En esos días, como ahora, era mal visto ser santo y no saber gobernar. Su principal error fue pretender reducir a los cardenales a una vida más modesta y austera. Después de esto, evidentemente, algunos comenzaron a aconsejar que renunciara y un buen día decidió hacerlo. Como muchos todavía le querían impedir que lo hiciera, porque decían que “la unión del papa con la Iglesia de Roma era un matrimonio indisoluble, que no conoce divorcio”, celestino V promulgó una bula declarando que el papa puede abdicar a su dignidad y después de que ésta fue leída en público, presentó su renuncia. Gastón Castella, (Historia de los papas, 1970) narra así el pasaje histórico: “El 13 de diciembre de 1294 declaró ante los cardenales reunidos que se retiraba ‘espontáneamente y por propia iniciativa’ […], con la esperanza de una vida perfecta y conciencia intachable’. Luego se despojó de sus ornamentos y se sentó en el suelo. Quiso regresar a su ermita, pero se lo impidió el nuevo papa (quien le había aconsejado siendo cardenal que renunciase), obligándolo a vivir en un castillo como monje contemplativo. No se podía correr el riesgo de un cisma”. 

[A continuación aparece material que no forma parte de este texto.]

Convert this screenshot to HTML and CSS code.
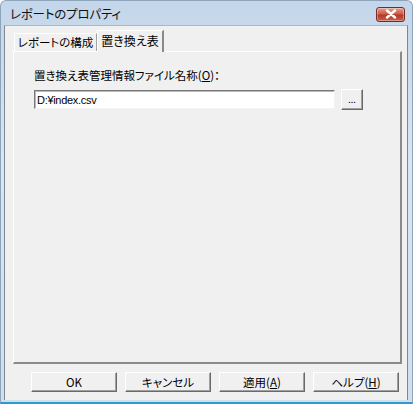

Como se puede ver, hay de renuncias a renuncias (o abdicaciones, para ser más exactos, dato que el papado es una monarquía). No es lo mismo ser obligado a renunciar, hacerlo porque se está harto de las intrigas internas, o porque hay que evitar un papa incapacitado por largo tiempo. Tengo la impresión de que en el caso de Francisco sucederá más bien lo que Juan Pablo II dijo a propósito de su posible renuncia, que nunca entregó. Dijo que se abandonaba a la voluntad de Dios y agregó: “Le dejo el cuidado de decidir cómo y cuándo Él querrá relevarme de esa carga”.